In England the new and more efficient steamships began to replace the old, slow moving sailing vessels. However it was the American civil war which dramatically and clearly revealed a break in the economic isolation in India. The war transferred the British demand of cotton from America to India as the result the export of cotton at once jumped from 5lakhs bales in 1859 to 12.6 bales in 1865.

 Yet another contributory factor was the introduction of money economy in the form of cash assessment of land revenue. Formerly the peasant was not faced with the problem of obtaining money, now he had to find money by the sale of his product, so the problem of finding a market for the produce was started here. The new land tenure policy introduced in India like the zamindari system had made agricultural land a freely exchangeable commodity.

IMPACTS

It should have been acted as catalyst in increasing Agricultural productivity but in reality it was not happened due to poor agricultural organization, obsolete technology, and lack of resources among peasants. The commercialization of agriculture benefitted British planters, traders and manufacturers who were provided with opportunity to make huge profits. It partly benefitted Indian traders and money lenders who made huge fortunes as middlemen for British.
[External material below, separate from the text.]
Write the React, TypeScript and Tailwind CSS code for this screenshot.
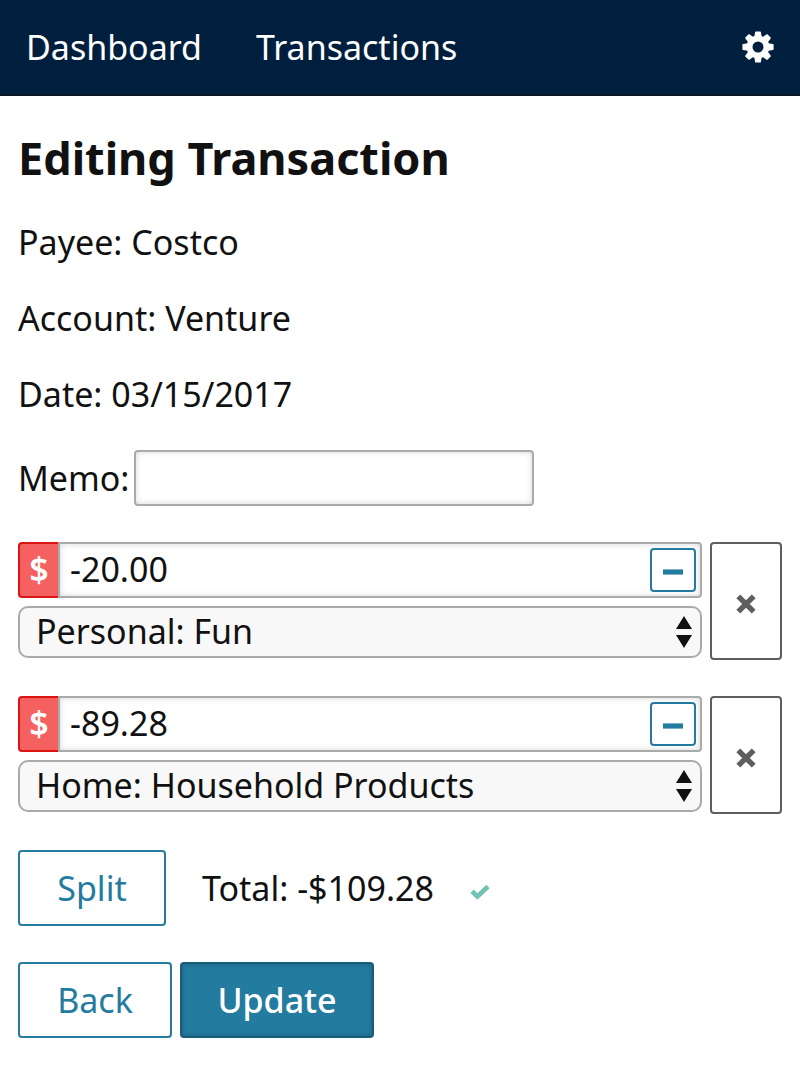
import { useState } from "react";

const TEETH = [0, 45, 90, 135, 180, 225, 270, 315];

function GearIcon() {
  return (
    <svg viewBox="-16 -16 32 32" className="size-8" fill="currentColor" aria-hidden="true">
      <path
        fillRule="evenodd"
        d="M0-11.4A11.4 11.4 0 1 1 0 11.4A11.4 11.4 0 1 1 0-11.4ZM0-5.5A5.5 5.5 0 1 0 0 5.5A5.5 5.5 0 1 0 0-5.5Z"
      />
      {TEETH.map((angle) => (
        <path
          key={angle}
          transform={`rotate(${angle})`}
          d="M-2.3-15.6H2.3Q2.8-15.6 2.9-15L3.7-10H-3.7L-2.9-15Q-2.8-15.6-2.3-15.6Z"
        />
      ))}
    </svg>
  );
}

function CrossIcon() {
  return (
    <svg viewBox="0 0 20 20" className="size-5" stroke="currentColor" strokeWidth="5.4" aria-hidden="true">
      <path d="M2.3 2.3L17.7 17.7M17.7 2.3L2.3 17.7" />
    </svg>
  );
}

function CheckIcon() {
  return (
    <svg viewBox="0 0 20 16" className="h-4 w-5 text-[#73c2b6]" fill="none" stroke="currentColor" strokeWidth="4.8" aria-hidden="true">
      <path d="M2 7.2L7.4 12.4L18 2.4" />
    </svg>
  );
}

const CATEGORIES = ["Personal: Fun", "Home: Household Products"];

function SplitRow({ index, amount, category }: { index: number; amount: string; category: string }) {
  const [value, setValue] = useState(amount);
  return (
    <div className="flex gap-2">
      <div className="flex min-w-0 flex-1 flex-col gap-2 pb-0.5">
        <div className="flex h-14">
          <label
            htmlFor={`amount-${index}`}
            className="flex w-10 shrink-0 items-center justify-center rounded-l border-2 border-r-0 border-[#dc1414] bg-[#f56060] pb-0.5 font-semibold text-white"
          >
            $
          </label>
          <div className="flex min-w-0 flex-1 items-center rounded-r border-2 border-[#aaa] pr-1 shadow-[inset_0_0_6px_rgba(0,0,0,0.16)]">
            <input
              id={`amount-${index}`}
              value={value}
              onChange={(e) => setValue(e.target.value)}
              className="h-full min-w-0 flex-1 bg-transparent pb-0.5 pl-2.5 outline-none"
            />
            <button
              type="button"
              aria-label="Toggle sign"
              className="flex h-11 w-[46px] items-center justify-center rounded border-2 border-[#247ba0] bg-white text-[#247ba0]"
            >
              <svg viewBox="0 0 20 6" className="mt-1 h-1.5 w-5" aria-hidden="true">
                <path fill="currentColor" d="M0 .4H20V5.6H0Z" />
              </svg>
            </button>
          </div>
        </div>
        <div className="relative">
          <select
            aria-label="Category"
            defaultValue={category}
            className="block h-[52px] w-full appearance-none rounded-[10px] border-2 border-[#aaa] bg-[#f8f8f8] pr-10 pb-0.5 pl-4 leading-10"
          >
            {CATEGORIES.map((name) => (
              <option key={name}>{name}</option>
            ))}
          </select>
          <svg
            viewBox="0 0 16 32"
            className="pointer-events-none absolute top-2.5 right-2.5 h-8 w-4"
            fill="currentColor"
            aria-hidden="true"
          >
            <path d="M8 0L16 13H0ZM0 19H16L8 32Z" />
          </svg>
        </div>
      </div>
      <button
        type="button"
        aria-label="Remove"
        className="flex w-[72px] items-center justify-center rounded border-2 border-[#5e5e5e] pt-1.5 text-[#5e5e5e]"
      >
        <CrossIcon />
      </button>
    </div>
  );
}

export default function App() {
  return (
    <div className="min-h-screen bg-white font-['Noto_Sans',sans-serif] text-[34px] leading-10 text-[#111]">
      <header className="flex h-24 items-center justify-between border-b-2 border-[#0a1826] bg-[#001f3f] px-[26px] text-white">
        <nav className="flex gap-[54px]">
          <a href="#dashboard">Dashboard</a>
          <a href="#transactions">Transactions</a>
        </nav>
        <a href="#settings" aria-label="Settings">
          <GearIcon />
        </a>
      </header>
      <main className="flex flex-col gap-9 px-[18px] pt-[34px] pb-[30px]">
        <h1 className="text-[45px] leading-14 font-bold">Editing Transaction</h1>
        <p>Payee: Costco</p>
        <p>Account: Venture</p>
        <p>Date: 03/15/2017</p>
        <div className="flex items-center gap-1">
          <label htmlFor="memo">Memo:</label>
          <input
            id="memo"
            className="h-14 w-[400px] rounded border-2 border-[#aaa] px-2.5 shadow-[inset_0_0_6px_rgba(0,0,0,0.16)]"
          />
        </div>
        <SplitRow index={0} amount="-20.00" category="Personal: Fun" />
        <SplitRow index={1} amount="-89.28" category="Home: Household Products" />
        <div className="flex items-center gap-9">
          <button type="button" className="h-19 w-[148px] rounded border-2 border-[#247ba0] text-[#247ba0]">
            Split
          </button>
          <span>Total: -$109.28</span>
          <span className="pt-2">
            <CheckIcon />
          </span>
        </div>
        <div className="flex gap-2">
          <button type="button" className="h-19 w-[154px] rounded border-2 border-[#247ba0] text-[#247ba0]">
            Back
          </button>
          <button
            type="submit"
            className="h-19 w-[194px] rounded border-2 border-[#1b5c78] bg-[#247ba0] font-medium text-white shadow-[inset_0_0_4px_rgba(0,0,0,0.25)]"
          >
            Update
          </button>
        </div>
      </main>
    </div>
  );
}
Regional specialization of crops production based on climate condition, soil was an outcome of commercial revolution in agriculture. Commercialization effected traditional relation between agriculture and Industry. In India traditional relation acted as factor for each other development which was hampered. Another important consequence of the commercial revolution in agriculture was linking of the agricultural sector to the world market. Price movements and business fluctuations in the world began to affect the Indian farmers to a degree it had never done before. The farmer in his choice of crops attached greater importance to market demand and price than his home needs. The peasant class got adversely affected owing to imbalance in market conditions.

DECLINE OF RURAL ECONOMY

 Introduced private ownership of land

This divided village into 1) landlords 2) tenants 3) labourers

This this material transformation the agrarian society in India witnessed profound social, economic, political, cultural and psychological change.
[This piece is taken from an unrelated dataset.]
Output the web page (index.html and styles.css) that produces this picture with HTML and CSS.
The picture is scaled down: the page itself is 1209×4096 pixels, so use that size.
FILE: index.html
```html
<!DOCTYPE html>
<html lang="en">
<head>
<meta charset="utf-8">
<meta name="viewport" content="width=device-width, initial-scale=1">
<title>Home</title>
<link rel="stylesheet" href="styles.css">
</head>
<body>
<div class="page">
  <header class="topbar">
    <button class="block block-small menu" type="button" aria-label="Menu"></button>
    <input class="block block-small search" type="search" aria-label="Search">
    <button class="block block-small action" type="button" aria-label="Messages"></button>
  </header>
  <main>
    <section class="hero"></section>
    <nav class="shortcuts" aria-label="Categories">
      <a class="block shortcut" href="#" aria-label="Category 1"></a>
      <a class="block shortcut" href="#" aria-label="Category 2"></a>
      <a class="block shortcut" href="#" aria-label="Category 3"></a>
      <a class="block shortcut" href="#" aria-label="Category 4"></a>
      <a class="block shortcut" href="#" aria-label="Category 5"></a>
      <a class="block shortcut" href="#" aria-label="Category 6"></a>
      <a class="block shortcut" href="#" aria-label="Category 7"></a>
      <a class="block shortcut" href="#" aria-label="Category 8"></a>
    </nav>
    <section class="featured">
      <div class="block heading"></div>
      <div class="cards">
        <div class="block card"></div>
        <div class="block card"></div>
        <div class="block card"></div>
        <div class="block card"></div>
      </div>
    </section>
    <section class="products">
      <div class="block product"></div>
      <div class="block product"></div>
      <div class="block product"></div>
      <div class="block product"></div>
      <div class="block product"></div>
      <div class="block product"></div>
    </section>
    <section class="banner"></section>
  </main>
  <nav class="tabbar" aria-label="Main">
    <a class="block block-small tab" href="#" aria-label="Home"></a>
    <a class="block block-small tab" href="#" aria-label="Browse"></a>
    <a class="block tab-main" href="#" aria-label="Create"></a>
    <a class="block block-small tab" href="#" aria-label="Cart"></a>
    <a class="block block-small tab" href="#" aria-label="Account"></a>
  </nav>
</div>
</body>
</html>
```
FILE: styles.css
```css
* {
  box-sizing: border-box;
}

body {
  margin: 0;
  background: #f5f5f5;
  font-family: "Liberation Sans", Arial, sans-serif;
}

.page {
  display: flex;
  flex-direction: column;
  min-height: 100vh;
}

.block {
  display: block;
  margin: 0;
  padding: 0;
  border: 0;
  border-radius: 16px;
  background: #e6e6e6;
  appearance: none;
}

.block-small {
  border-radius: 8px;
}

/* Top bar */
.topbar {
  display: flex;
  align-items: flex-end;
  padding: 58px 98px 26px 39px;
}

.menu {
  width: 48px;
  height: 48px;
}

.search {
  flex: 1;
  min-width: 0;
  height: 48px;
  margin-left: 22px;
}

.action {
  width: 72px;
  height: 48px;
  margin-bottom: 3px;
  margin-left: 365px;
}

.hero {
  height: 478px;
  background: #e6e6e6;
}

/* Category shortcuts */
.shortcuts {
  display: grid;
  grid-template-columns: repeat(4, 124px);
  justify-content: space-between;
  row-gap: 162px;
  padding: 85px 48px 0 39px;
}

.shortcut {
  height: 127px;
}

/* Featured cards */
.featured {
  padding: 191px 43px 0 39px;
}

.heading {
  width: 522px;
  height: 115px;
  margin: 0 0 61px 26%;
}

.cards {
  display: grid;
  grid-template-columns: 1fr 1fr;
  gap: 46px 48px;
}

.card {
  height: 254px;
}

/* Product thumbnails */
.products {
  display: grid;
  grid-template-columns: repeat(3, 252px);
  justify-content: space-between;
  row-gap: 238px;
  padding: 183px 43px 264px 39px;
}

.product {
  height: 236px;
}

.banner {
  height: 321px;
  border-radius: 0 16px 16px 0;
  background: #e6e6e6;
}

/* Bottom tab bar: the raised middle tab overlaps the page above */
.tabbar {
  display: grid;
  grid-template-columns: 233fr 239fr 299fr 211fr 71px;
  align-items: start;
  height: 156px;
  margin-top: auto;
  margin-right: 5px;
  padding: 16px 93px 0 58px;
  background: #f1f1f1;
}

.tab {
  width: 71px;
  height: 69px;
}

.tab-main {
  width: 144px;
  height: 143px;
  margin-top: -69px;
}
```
  • With generations- land kept dividing among sons=>land fragmentation, diseconomies of scale, lower production. British obliged the farmers to pay revenue in cash and not in kind.
  • The land revenue was increased arbitrarily to finance British wars and conquests. But the farmers had no right to appeal in the court of law.
  • Farmers had no understanding of cash economy + frequent droughts and famines
  • Hence they had to borrow money from unscrupulous grain traders and money-lenders=> compound interest rate, perpetual indebtedness.
  • Eventually, the typical Indian villager was stripped of all savings, caught in debt trap, mortgaging almost everything-whether personal jewellery, land and livestock, or tools and equipment. de-urbanization and de-industrialization of India
  • This led to even greater pressures on agriculture since large categories of highly skilled artisans and non-agricultural workers were thrown out of work.
  • When the British left, India had become a village-based agricultural economy.
  • With an enormous population pressure on agriculture and an adverse land–man ratio of about 0.92 acre per capita at independence.
  • Trade tariffs and excise duties were set so as to destroy Indian industries, and squeeze domestic trade.

CONCLUSION

 Most of the Indian people suffered miserably due to the British policy of commercialization of Indian agriculture. It resulted in reduced area under cultivation of food crops due to the substitution of commercial non-food grain in the place. Between 1893to 1894 to 1945-46, the production of commercial crops increased by 85 percent and that of the food crops fell by 7 percent. This has devastating effect on the rural economy and often took in the shape of famines. This misery was further enhanced by the population of India was increasing every year, fragmentation of land was taking place because of the increasing pressure on land and modern technique of agricultural production were not introduced in India. Thus the commercialization of agriculture in India by the British was also one of the important causes of the impoverishment of the Indian people.